In the process I also learned many practical truths that applied to my fight against many of my own faults, including my fight for sexual sanity in a world awash in porn.

The first of these truths is that once you have fought to the death with the devil, you never forget the foundational lesson every fighter must learn, often the hard way: never to let your guard down.

Attendees at Alcoholics Anonymous meetings typically introduce themselves in this way: “Hello, my name is [blank], and I’m an alcoholic.” It doesn’t matter how long it has been since they took their last drink. It may have been decades, but they still say, “I’m an alcoholic.” At first this struck me as odd and unnecessarily self-deprecating, but after listening to dozens of testimonies I realized that there is a very good reason for the practice: namely that the moment an alcoholic relaxes his vigilance, that he convinces himself that he has “beaten” the devil once and for all, that (thank God!) he can finally just “relax” and enjoy life, is often the same moment he takes the drink that ruins him.

At first glance it might seem a neurotic way to live. However, one need only listen once to the testimony of someone who “beat” their addiction years ago, and, after painstakingly piecing their life back together, promptly lost everything the moment they decided they were home free, to realize just how practical this attitude really is.

The fact is, every one of us has bad habits that could ruin us, if we didn’t constantly work to overcome them and replace them with something better.  It may seem a neurotic way to live from the outside, but in reality it’s just life. What we call “addiction” is, after all, simply a more extreme version of the common experience of all human beings: that against our better judgment we regularly choose to do things that we know will likely harm us and our loved ones. In this sense we are all addicts.

I mention this in the second-to-last installment of this essay for a good reason: that even if you agree with everything that was in the preceding installments, and even if you once had a problem with porn and have put it behind you, is no reason to relax. For my part, I would never say that I have “beat” pornography once and for all: too many failures over too many years have taught me my profound weakness in this area. To simply “relax” is out of the question, especially now, when sexual sanity is made so much more difficult by the ubiquity and the vehemence of the temptations around us, and when the stakes are so much higher, when I am tasked with protecting my marriage, and providing a good example for my children.

The world wants us to “relax” about sex. It finds all this fuss and bother about “chastity” distracting and rather uncouth. Why get your panties all up in a bundle when you can simply give in and enjoy this gleaming new era of sexual freedom? Why stress yourself out?

And yet, somehow, those who make this argument fail to note the irony when their marriages fail, when depression strikes, when they start collecting STDs, when they experience an unplanned pregnancy, or when their own children discover porn and fade into their own rooms, sadly lacking parents with the moral authority to lovingly help them.

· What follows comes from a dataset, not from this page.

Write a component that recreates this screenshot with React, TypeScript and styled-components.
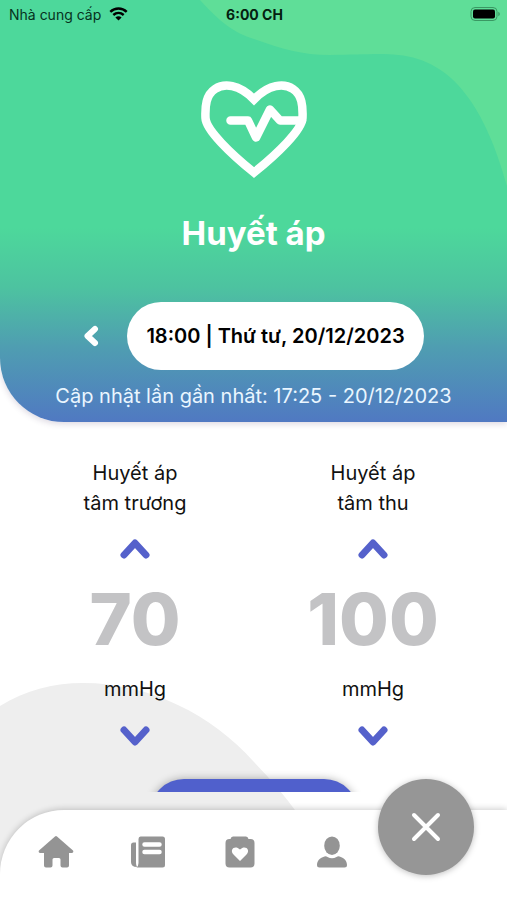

Once again we find a false dichotomy: it is not a choice between a frigid chastity, and a hip, relaxed, happy “free love.” We have seen the fruits of “free love,” and it is neither love nor freedom, but rather the rise of the gonorrhea superbug and the spread of violent hardcore pornography.

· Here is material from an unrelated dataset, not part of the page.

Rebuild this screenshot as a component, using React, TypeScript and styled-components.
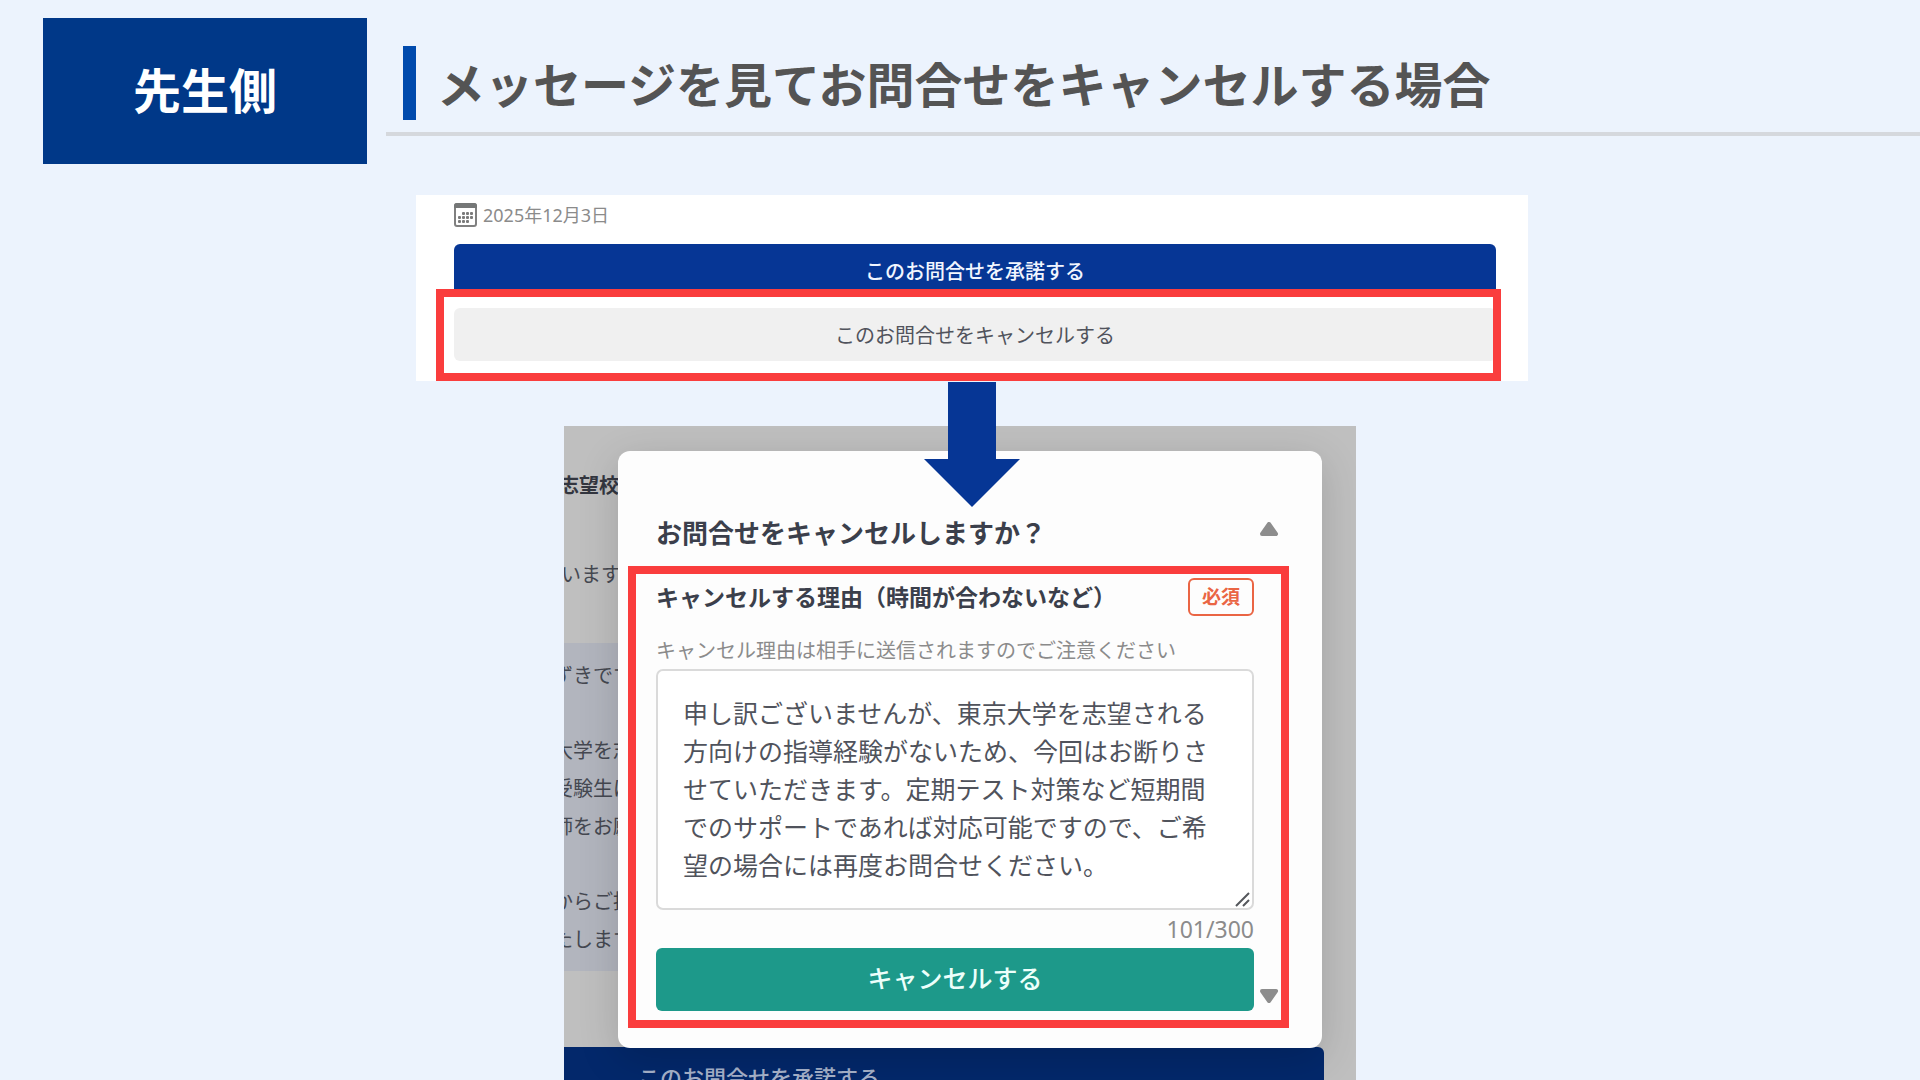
import React, { useState } from "react";
import styled, { createGlobalStyle, css } from "styled-components";

const color = {
  page: "#ecf3fd",
  navy: "#003888",
  accent: "#004aad",
  primary: "#063695",
  highlight: "#fa3d3d",
  heading: "#545454",
  ink: "#3b3f4b",
  body: "#50535c",
  muted: "#8b8b8b",
  required: "#ea6544",
  teal: "#1d998a",
};

const GlobalStyle = createGlobalStyle`
  *, *::before, *::after { box-sizing: border-box; }
  body {
    margin: 0;
    background: ${color.page};
    font-family: "Noto Sans", "Noto Sans CJK JP", sans-serif;
    color: ${color.body};
  }
  h1, h2, p { margin: 0; }
  button, textarea { font-family: inherit; }
`;

const highlightBox = css`
  content: "";
  position: absolute;
  border: 8px solid ${color.highlight};
  pointer-events: none;
`;

const Slide = styled.div`
  display: flex;
  flex-direction: column;
  min-height: 100vh;
  overflow: hidden;
`;

const Header = styled.header`
  display: flex;
  align-items: flex-start;
  gap: 19px;
  padding: 18px 0 0 43px;
`;

const RoleBadge = styled.div`
  display: flex;
  align-items: center;
  justify-content: center;
  flex: none;
  width: 324px;
  height: 146px;
  background: ${color.navy};
  color: #fff;
  font-size: 48px;
  font-weight: 700;
  line-height: 72px;
`;

const TitleBar = styled.div`
  display: flex;
  flex: 1;
  gap: 21px;
  padding: 28px 0 12px 17px;
  border-bottom: 4px solid #d5d8dd;
`;

const TitleMark = styled.span`
  flex: none;
  width: 13px;
  background: ${color.accent};
`;

const Title = styled.h1`
  padding-top: 4px;
  color: ${color.heading};
  font-size: 48px;
  font-weight: 700;
  line-height: 70px;
`;

const Figures = styled.main`
  display: flex;
  flex: 1;
  flex-direction: column;
  align-items: center;
  gap: 45px;
  padding-top: 31px;
`;

const RequestCard = styled.section`
  position: relative;
  z-index: 1;
  display: flex;
  flex-direction: column;
  width: 100%;
  max-width: 1112px;
  margin-left: 24px;
  padding: 8px 32px 20px 38px;
  background: #fff;
`;

const DateRow = styled.div`
  display: flex;
  align-items: center;
  gap: 5px;
  height: 24px;
  margin-bottom: 17px;
  color: ${color.muted};
  font-size: 18px;
  line-height: 26px;
`;

const WideButton = styled.button<{ $tone: "primary" | "plain" }>`
  display: block;
  width: 100%;
  height: 53px;
  padding: 2px 0 0;
  border: 0;
  border-radius: 6px;
  background: ${(p) => (p.$tone === "primary" ? color.primary : "#f0f0f0")};
  color: ${(p) => (p.$tone === "primary" ? "#f2f6ff" : color.body)};
  font-size: 20px;
  font-weight: ${(p) => (p.$tone === "primary" ? 500 : 400)};
  line-height: 38px;
`;

const MarkedAction = styled.div`
  position: relative;
  margin-top: 11px;
  &::after {
    ${highlightBox}
    inset: -19px -5px -20px -18px;
  }
`;

const FlowArrow = styled.svg`
  position: absolute;
  top: 100%;
  left: 50%;
  margin-left: -48px;
  fill: ${color.primary};
`;

const Screen = styled.section`
  display: grid;
  grid-template-columns: minmax(0, 1fr);
  align-items: start;
  flex: 1 1 0;
  width: 100%;
  max-width: 792px;
  min-height: 654px;
  max-height: 654px;
  overflow: hidden;
  background: #bfbfbf;
`;

const Backdrop = styled.div`
  display: flex;
  flex-direction: column;
  grid-area: 1 / 1;
  padding: 41px 32px 0 0;
  color: #454851;
  font-size: 20px;
  line-height: 38px;
  white-space: nowrap;
`;

const BackdropHeading = styled.p`
  margin: 0 0 51px -5px;
  color: #33363f;
  font-weight: 600;
`;

const BackdropText = styled.p`
  margin: 0 0 49px -3px;
`;

const BackdropMessage = styled.div`
  display: flex;
  flex-direction: column;
  gap: 37px;
  margin: 0 2px 76px 0;
  padding: 14px 0 12px;
  background: #b2b5be;
  p { margin-left: -11px; }
`;

const BackdropButton = styled.button`
  height: 62px;
  margin-left: -370px;
  padding: 0 0 4px;
  border: 0;
  border-radius: 6px;
  background: #03286b;
  color: #a6b2ca;
  font-size: 22px;
  font-weight: 500;
`;

const Dialog = styled.div`
  position: relative;
  grid-area: 1 / 1;
  margin: 25px 34px 0 54px;
  padding: 63px 43px 37px 38px;
  border-radius: 12px;
  background: #fdfdfd;
  box-shadow: 0 10px 40px rgba(0, 0, 0, 0.16);
`;

const ScrollArea = styled.div`
  position: relative;
  display: flex;
  gap: 5px;
  &::after {
    ${highlightBox}
    inset: 52px -10px -17px -28px;
  }
`;

const Form = styled.form`
  display: flex;
  flex: 1;
  flex-direction: column;
  min-width: 0;
`;

const DialogTitle = styled.h2`
  margin-bottom: 26px;
  color: ${color.ink};
  font-size: 26px;
  font-weight: 600;
  line-height: 38px;
`;

const LabelRow = styled.div`
  display: flex;
  align-items: center;
  justify-content: space-between;
  margin-bottom: 17px;
`;

const Label = styled.label`
  color: ${color.ink};
  font-size: 23px;
  font-weight: 600;
  line-height: 38px;
`;

const Required = styled.span`
  padding: 0 12px;
  border: 2px solid ${color.required};
  border-radius: 6px;
  color: ${color.required};
  font-size: 19px;
  font-weight: 600;
  line-height: 34px;
`;

const Hint = styled.p`
  color: ${color.muted};
  font-size: 20px;
  line-height: 36px;
`;

const Field = styled.div`
  position: relative;
  display: flex;
`;

const Reason = styled.textarea`
  width: 100%;
  height: 241px;
  padding: 23px 24px 23px 25px;
  border: 2px solid #dadada;
  border-radius: 7px;
  outline: 0;
  overflow: hidden;
  resize: none;
  background: #fff;
  color: ${color.body};
  font-size: 25px;
  line-height: 38px;
`;

const Grip = styled.svg`
  position: absolute;
  right: 3px;
  bottom: 2px;
  stroke: #55575c;
  stroke-width: 2;
  pointer-events: none;
`;

const Counter = styled.p`
  color: ${color.muted};
  font-size: 23px;
  line-height: 38px;
  text-align: right;
`;

const Submit = styled.button`
  height: 63px;
  padding: 0 0 4px;
  border: 0;
  border-radius: 6px;
  background: ${color.teal};
  color: #ecfffb;
  font-size: 25px;
  font-weight: 500;
  line-height: 38px;
`;

const ScrollRail = styled.div`
  display: flex;
  flex: none;
  flex-direction: column;
  justify-content: space-between;
  padding: 8px 0;
`;

const ScrollButton = styled.button`
  display: block;
  padding: 0;
  border: 0;
  background: none;
  svg {
    display: block;
    fill: #8d8d8d;
    stroke: #8d8d8d;
    stroke-width: 4;
    stroke-linejoin: round;
  }
`;

const CALENDAR_DOTS = [
  [9, 11], [13, 11], [17, 11],
  [5, 15], [9, 15], [13, 15], [17, 15],
  [5, 19], [9, 19], [13, 19],
];

function CalendarIcon() {
  return (
    <svg width="24" height="24" viewBox="0 0 24 24" aria-hidden="true">
      <rect x="1" y="1" width="21" height="22" rx="2" fill="none" stroke="#808080" strokeWidth="2" />
      <path d="M0 3a3 3 0 0 1 3-3h17a3 3 0 0 1 3 3v2H0z" fill="#757777" />
      {CALENDAR_DOTS.map(([x, y]) => (
        <rect key={`${x}-${y}`} x={x - 1} y={y - 2} width="3" height="3" rx="1" fill="#7a7a7a" />
      ))}
    </svg>
  );
}

const INITIAL_REASON =
  "申し訳ございませんが、東京大学を志望される方向けの指導経験がないため、今回はお断りさせていただきます。定期テスト対策など短期間でのサポートであれば対応可能ですので、ご希望の場合には再度お問合せください。";

export default function App() {
  const [reason, setReason] = useState(INITIAL_REASON);

  return (
    <Slide>
      <GlobalStyle />
      <Header>
        <RoleBadge>先生側</RoleBadge>
        <TitleBar>
          <TitleMark />
          <Title>メッセージを見てお問合せをキャンセルする場合</Title>
        </TitleBar>
      </Header>

      <Figures>
        <RequestCard>
          <DateRow>
            <CalendarIcon />
            <time dateTime="2025-12-03">2025年12月3日</time>
          </DateRow>
          <WideButton type="button" $tone="primary">このお問合せを承諾する</WideButton>
          <MarkedAction>
            <WideButton type="button" $tone="plain">このお問合せをキャンセルする</WideButton>
          </MarkedAction>
          <FlowArrow width="96" height="126" viewBox="0 0 96 126" aria-hidden="true">
            <path d="M24 1h48v77h24L48 126 0 78h24z" />
          </FlowArrow>
        </RequestCard>

        <Screen>
          <Backdrop>
            <BackdropHeading>志望校</BackdropHeading>
            <BackdropText>います</BackdropText>
            <BackdropMessage>
              <p>ずきです</p>
              <p>
                大学を志<br />受験生は<br />師をお願
              </p>
              <p>
                からご指<br />たします
              </p>
            </BackdropMessage>
            <BackdropButton type="button">このお問合せを承諾する</BackdropButton>
          </Backdrop>

          <Dialog role="dialog" aria-labelledby="dialog-title">
            <ScrollArea>
              <Form onSubmit={(e) => e.preventDefault()}>
                <DialogTitle id="dialog-title">お問合せをキャンセルしますか？</DialogTitle>
                <LabelRow>
                  <Label htmlFor="reason">キャンセルする理由（時間が合わないなど）</Label>
                  <Required>必須</Required>
                </LabelRow>
                <Hint id="reason-hint">キャンセル理由は相手に送信されますのでご注意ください</Hint>
                <Field>
                  <Reason
                    id="reason"
                    aria-describedby="reason-hint"
                    maxLength={300}
                    spellCheck={false}
                    value={reason}
                    onChange={(e) => setReason(e.target.value)}
                  />
                  <Grip width="16" height="16" viewBox="0 0 16 16" aria-hidden="true">
                    <path d="M1 14L14 1M8 14l6-6" />
                  </Grip>
                </Field>
                <Counter>{reason.length}/300</Counter>
                <Submit type="submit">キャンセルする</Submit>
              </Form>
              <ScrollRail>
                <ScrollButton type="button" aria-label="上へスクロール">
                  <svg width="20" height="14" viewBox="0 0 20 14"><path d="M10 2L17 12H3z" /></svg>
                </ScrollButton>
                <ScrollButton type="button" aria-label="下へスクロール">
                  <svg width="20" height="14" viewBox="0 0 20 14"><path d="M10 12L17 2H3z" /></svg>
                </ScrollButton>
              </ScrollRail>
            </ScrollArea>
          </Dialog>
        </Screen>
      </Figures>
    </Slide>
  );
}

Deciding to shoulder the task of taming our sexual passions before they tame us does not mean we will be neurotic or unhappy. On the contrary. One of life’s paradoxes is that choosing what appears to be difficult in the short term often leads to a far more pleasant and peaceful life in the long term. Life may be a treacherous balancing act, but an experienced tightrope walker does not spend his time pondering the abyss, and how terrible it would be if he fell. He knows the abyss is there, but its existence does not torment him; in fact, it may even provide him with a certain thrill, the thrill of mastering something difficult and dangerous.

It is true, of course, that the process of learning to walk the tightrope may be a perilous one. Anyone who has attempted to quit pornography will have learned this the hard way. After falling so many times they may even have been tempted to give in to despair, as I so often was.

Those tempted to despair must keep in mind two key truths: first, that with every step forward, the going gets easier. Habits are built through practice, and the more the habit is practiced, the easier it becomes. Sexual sanity will never be effortless, but there will come a time where the effort will be more or less successful, and that success will be accompanied by a joy that you never even knew was possible. That joy will in turn make the effort easier, because you will see that all the effort really is worth it.

And the second truth is this: that the “abyss” is something of an illusion, for there exists the Great Safety Net – an all-merciful God who will not allow us to perish. Here again the 12-step program has it right. The overt religiosity of AA has led to some accusations that it is a cult, or at least unfriendly to atheists. I don’t know enough to say whether it is a cult, but I do know through experience that belief in a Higher Power, particularly one that is loving and merciful, is as practical as potatoes for someone trying to beat a bad habit. In fact, I would be suspicious of a recovery program that didn’t give a prominent place to God.

Of course, one doesn’t like to treat God as a mere “tool,” and conjuring a non-existent Deity simply to have a crutch to lean on would be intellectually dishonest. However, it does make sense that if God is real, and if human beings were made for union with Him, that believing in Him, and invoking Him, would have positive effects in one’s life. This, it turns out, is the experience of the overwhelming majority of humans throughout history.

For the person fighting porn, the practical benefits of theism are myriad. Porn, of course, is a subject that is mired in shame and guilt. This is not a bad thing, if our shame motivates us to self-improvement. But very often the shame is excessive and overwhelms us, paralyzing our efforts. To know that we have an Ally in our corner who is Love and Mercy itself, and who will stand with us no matter how many times we fall, even if our failures drive every other person in our life away, is comforting beyond words. And then, to know that we don’t even have to pick ourselves up, but that He will pick us up, and that we don’t even need to walk using our own strength, but can lean on Him and allow Him to carry us – well, this may seem too good to be true. However I, for one, believe it is true. And for me, this belief has made all the difference.